*Information supplied*
((
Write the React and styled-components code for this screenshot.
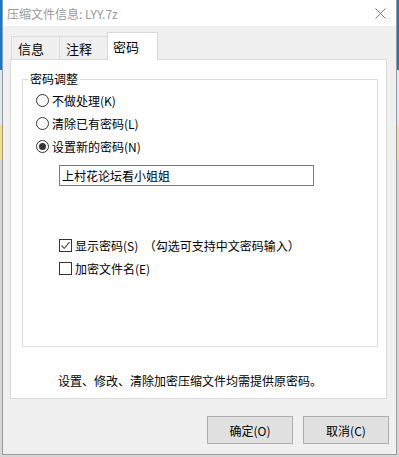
import React from "react"
import styled, { createGlobalStyle } from "styled-components"

const FONT = `"Noto Sans CJK SC", "Microsoft YaHei", sans-serif`

const GlobalStyle = createGlobalStyle`
  html, body {
    margin: 0;
    padding: 0;
  }
  body {
    width: 399px;
    height: 457px;
    overflow: hidden;
    font-family: ${FONT};
    background: linear-gradient(
      to bottom,
      #1a78c8 0,
      #1a78c8 70px,
      #dfe8f2 70px,
      #dfe8f2 125px,
      #f7dd8a 125px,
      #f7dd8a 160px,
      #d6d6d6 160px
    );
  }
`

const Window = styled.div`
  box-sizing: border-box;
  margin-left: 2px;
  width: 395px;
  height: 455px;
  border: 1px solid #9a9a9a;
  border-top: none;
  background: #f0f0f0;
  display: flex;
  flex-direction: column;
`

const TitleBar = styled.div`
  height: 26px;
  background: #fff;
  display: flex;
  align-items: center;
  padding-left: 4px;
  font-size: 12px;
  color: #999;
`

const CloseButton = styled.div`
  margin-left: auto;
  width: 32px;
  height: 26px;
  display: flex;
  align-items: center;
  justify-content: center;
`

const Body = styled.div`
  padding: 7px 9px 0 7px;
  display: flex;
  flex-direction: column;
`

const TabStrip = styled.div`
  display: flex;
  align-items: flex-end;
  height: 27px;
  margin: 0 0 -1px 1px;
  position: relative;
  z-index: 1;
`

const Tab = styled.div`
  box-sizing: border-box;
  width: ${p => (p.$active ? 51 : 49)}px;
  height: ${p => (p.$active ? 28 : 24)}px;
  margin-left: ${p => (p.$first ? 0 : -1)}px;
  border: 1px solid #d9d9d9;
  border-bottom: ${p => (p.$active ? "none" : "1px solid #d9d9d9")};
  background: ${p => (p.$active ? "#fff" : "#f0f0f0")};
  font-size: 13px;
  line-height: 1;
  padding: ${p => (p.$active ? "7px 0 0 5px" : "5px 0 0 6px")};
  color: #000;
`

const Panel = styled.div`
  box-sizing: border-box;
  height: 340px;
  border: 1px solid #d9d9d9;
  background: #fff;
  display: flex;
  flex-direction: column;
`

const Group = styled.fieldset`
  box-sizing: border-box;
  margin: 12px 8px 0 11px;
  padding: 0 0 0 13px;
  height: 275px;
  border: 1px solid #dcdcdc;
  min-inline-size: 0;
`

const Legend = styled.legend`
  font-size: 12px;
  line-height: 14px;
  padding: 0 2px;
  margin-left: -8px;
  color: #000;
`

const OptionList = styled.div`
  display: flex;
  flex-direction: column;
  margin-top: ${p => p.$top}px;
  margin-left: ${p => p.$left || 0}px;
`

const Option = styled.label`
  display: flex;
  align-items: center;
  height: 23px;
  gap: 3px;
  font-size: 12px;
  color: #000;
  white-space: pre;
`

const RadioDot = styled.span`
  box-sizing: border-box;
  width: 13px;
  height: 13px;
  border-radius: 50%;
  border: 1px solid #333;
  background: #fff;
  display: flex;
  align-items: center;
  justify-content: center;
  &::after {
    content: "";
    display: ${p => (p.$on ? "block" : "none")};
    width: 7px;
    height: 7px;
    border-radius: 50%;
    background: #333;
  }
`

const CheckBox = styled.span`
  box-sizing: border-box;
  width: 13px;
  height: 13px;
  border: 1px solid #333;
  background: #fff;
  display: flex;
  align-items: center;
  justify-content: center;
`

const PasswordInput = styled.input`
  box-sizing: border-box;
  margin: 7px 0 0 23px;
  width: 255px;
  height: 21px;
  border: 1px solid #7a7a7a;
  padding: 0 2px;
  font-family: ${FONT};
  font-size: 12px;
  color: #000;
  outline: none;
`

const Note = styled.div`
  margin: 27px 0 0 47px;
  font-size: 12px;
  line-height: 14px;
  color: #000;
`

const ButtonRow = styled.div`
  display: flex;
  justify-content: flex-end;
  gap: 10px;
  margin: 17px -2px 0 0;
`

const Button = styled.button`
  box-sizing: border-box;
  width: 86px;
  height: 28px;
  background: #e1e1e1;
  border: 1px solid #adadad;
  font-family: ${FONT};
  font-size: 12px;
  color: #000;
  padding: 0;
`

const Radio = ({ on, children }) => (
  <Option>
    <RadioDot $on={on} />
    {children}
  </Option>
)

const Check = ({ on, children }) => (
  <Option>
    <CheckBox>
      {on && (
        <svg width="11" height="11" viewBox="0 0 11 11">
          <path d="M1.5 5.5 L4.2 8.3 L9.5 2.2" fill="none" stroke="#555" strokeWidth="1.2" />
        </svg>
      )}
    </CheckBox>
    {children}
  </Option>
)

export default function App() {
  return (
    <>
      <GlobalStyle />
      <Window>
        <TitleBar>
          压缩文件信息: LYY.7z
          <CloseButton>
            <svg width="11" height="11" viewBox="0 0 11 11">
              <path d="M0.5 0.5 L10.5 10.5 M10.5 0.5 L0.5 10.5" stroke="#777" strokeWidth="1" />
            </svg>
          </CloseButton>
        </TitleBar>
        <Body>
          <TabStrip>
            <Tab $first>信息</Tab>
            <Tab>注释</Tab>
            <Tab $active>密码</Tab>
          </TabStrip>
          <Panel>
            <Group>
              <Legend>密码调整</Legend>
              <OptionList $top={3}>
                <Radio>不做处理(K)</Radio>
                <Radio>清除已有密码(L)</Radio>
                <Radio on>设置新的密码(N)</Radio>
              </OptionList>
              <PasswordInput defaultValue="上村花论坛看小姐姐" />
              <OptionList $top={48} $left={23}>
                <Check on>显示密码(S)  （勾选可支持中文密码输入）</Check>
                <Check>加密文件名(E)</Check>
              </OptionList>
            </Group>
            <Note>设置、修改、清除加密压缩文件均需提供原密码。</Note>
          </Panel>
          <ButtonRow>
            <Button>确定(O)</Button>
            <Button>取消(C)</Button>
          </ButtonRow>
        </Body>
      </Window>
    </>
  )
}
))
*Exercise task*
Leave out the pictures and give the listing above again exactly.

*Response for this exercise*
Write the React and styled-components code for this screenshot.
import React from "react"
import styled, { createGlobalStyle } from "styled-components"

const FONT = `"Noto Sans CJK SC", "Microsoft YaHei", sans-serif`

const GlobalStyle = createGlobalStyle`
  html, body {
    margin: 0;
    padding: 0;
  }
  body {
    width: 399px;
    height: 457px;
    overflow: hidden;
    font-family: ${FONT};
    background: linear-gradient(
      to bottom,
      #1a78c8 0,
      #1a78c8 70px,
      #dfe8f2 70px,
      #dfe8f2 125px,
      #f7dd8a 125px,
      #f7dd8a 160px,
      #d6d6d6 160px
    );
  }
`

const Window = styled.div`
  box-sizing: border-box;
  margin-left: 2px;
  width: 395px;
  height: 455px;
  border: 1px solid #9a9a9a;
  border-top: none;
  background: #f0f0f0;
  display: flex;
  flex-direction: column;
`

const TitleBar = styled.div`
  height: 26px;
  background: #fff;
  display: flex;
  align-items: center;
  padding-left: 4px;
  font-size: 12px;
  color: #999;
`

const CloseButton = styled.div`
  margin-left: auto;
  width: 32px;
  height: 26px;
  display: flex;
  align-items: center;
  justify-content: center;
`

const Body = styled.div`
  padding: 7px 9px 0 7px;
  display: flex;
  flex-direction: column;
`

const TabStrip = styled.div`
  display: flex;
  align-items: flex-end;
  height: 27px;
  margin: 0 0 -1px 1px;
  position: relative;
  z-index: 1;
`

const Tab = styled.div`
  box-sizing: border-box;
  width: ${p => (p.$active ? 51 : 49)}px;
  height: ${p => (p.$active ? 28 : 24)}px;
  margin-left: ${p => (p.$first ? 0 : -1)}px;
  border: 1px solid #d9d9d9;
  border-bottom: ${p => (p.$active ? "none" : "1px solid #d9d9d9")};
  background: ${p => (p.$active ? "#fff" : "#f0f0f0")};
  font-size: 13px;
  line-height: 1;
  padding: ${p => (p.$active ? "7px 0 0 5px" : "5px 0 0 6px")};
  color: #000;
`

const Panel = styled.div`
  box-sizing: border-box;
  height: 340px;
  border: 1px solid #d9d9d9;
  background: #fff;
  display: flex;
  flex-direction: column;
`

const Group = styled.fieldset`
  box-sizing: border-box;
  margin: 12px 8px 0 11px;
  padding: 0 0 0 13px;
  height: 275px;
  border: 1px solid #dcdcdc;
  min-inline-size: 0;
`

const Legend = styled.legend`
  font-size: 12px;
  line-height: 14px;
  padding: 0 2px;
  margin-left: -8px;
  color: #000;
`

const OptionList = styled.div`
  display: flex;
  flex-direction: column;
  margin-top: ${p => p.$top}px;
  margin-left: ${p => p.$left || 0}px;
`

const Option = styled.label`
  display: flex;
  align-items: center;
  height: 23px;
  gap: 3px;
  font-size: 12px;
  color: #000;
  white-space: pre;
`

const RadioDot = styled.span`
  box-sizing: border-box;
  width: 13px;
  height: 13px;
  border-radius: 50%;
  border: 1px solid #333;
  background: #fff;
  display: flex;
  align-items: center;
  justify-content: center;
  &::after {
    content: "";
    display: ${p => (p.$on ? "block" : "none")};
    width: 7px;
    height: 7px;
    border-radius: 50%;
    background: #333;
  }
`

const CheckBox = styled.span`
  box-sizing: border-box;
  width: 13px;
  height: 13px;
  border: 1px solid #333;
  background: #fff;
  display: flex;
  align-items: center;
  justify-content: center;
`

const PasswordInput = styled.input`
  box-sizing: border-box;
  margin: 7px 0 0 23px;
  width: 255px;
  height: 21px;
  border: 1px solid #7a7a7a;
  padding: 0 2px;
  font-family: ${FONT};
  font-size: 12px;
  color: #000;
  outline: none;
`

const Note = styled.div`
  margin: 27px 0 0 47px;
  font-size: 12px;
  line-height: 14px;
  color: #000;
`

const ButtonRow = styled.div`
  display: flex;
  justify-content: flex-end;
  gap: 10px;
  margin: 17px -2px 0 0;
`

const Button = styled.button`
  box-sizing: border-box;
  width: 86px;
  height: 28px;
  background: #e1e1e1;
  border: 1px solid #adadad;
  font-family: ${FONT};
  font-size: 12px;
  color: #000;
  padding: 0;
`

const Radio = ({ on, children }) => (
  <Option>
    <RadioDot $on={on} />
    {children}
  </Option>
)

const Check = ({ on, children }) => (
  <Option>
    <CheckBox>
      {on && (
        <svg width="11" height="11" viewBox="0 0 11 11">
          <path d="M1.5 5.5 L4.2 8.3 L9.5 2.2" fill="none" stroke="#555" strokeWidth="1.2" />
        </svg>
      )}
    </CheckBox>
    {children}
  </Option>
)

export default function App() {
  return (
    <>
      <GlobalStyle />
      <Window>
        <TitleBar>
          压缩文件信息: LYY.7z
          <CloseButton>
            <svg width="11" height="11" viewBox="0 0 11 11">
              <path d="M0.5 0.5 L10.5 10.5 M10.5 0.5 L0.5 10.5" stroke="#777" strokeWidth="1" />
            </svg>
          </CloseButton>
        </TitleBar>
        <Body>
          <TabStrip>
            <Tab $first>信息</Tab>
            <Tab>注释</Tab>
            <Tab $active>密码</Tab>
          </TabStrip>
          <Panel>
            <Group>
              <Legend>密码调整</Legend>
              <OptionList $top={3}>
                <Radio>不做处理(K)</Radio>
                <Radio>清除已有密码(L)</Radio>
                <Radio on>设置新的密码(N)</Radio>
              </OptionList>
              <PasswordInput defaultValue="上村花论坛看小姐姐" />
              <OptionList $top={48} $left={23}>
                <Check on>显示密码(S)  （勾选可支持中文密码输入）</Check>
                <Check>加密文件名(E)</Check>
              </OptionList>
            </Group>
            <Note>设置、修改、清除加密压缩文件均需提供原密码。</Note>
          </Panel>
          <ButtonRow>
            <Button>确定(O)</Button>
            <Button>取消(C)</Button>
          </ButtonRow>
        </Body>
      </Window>
    </>
  )
}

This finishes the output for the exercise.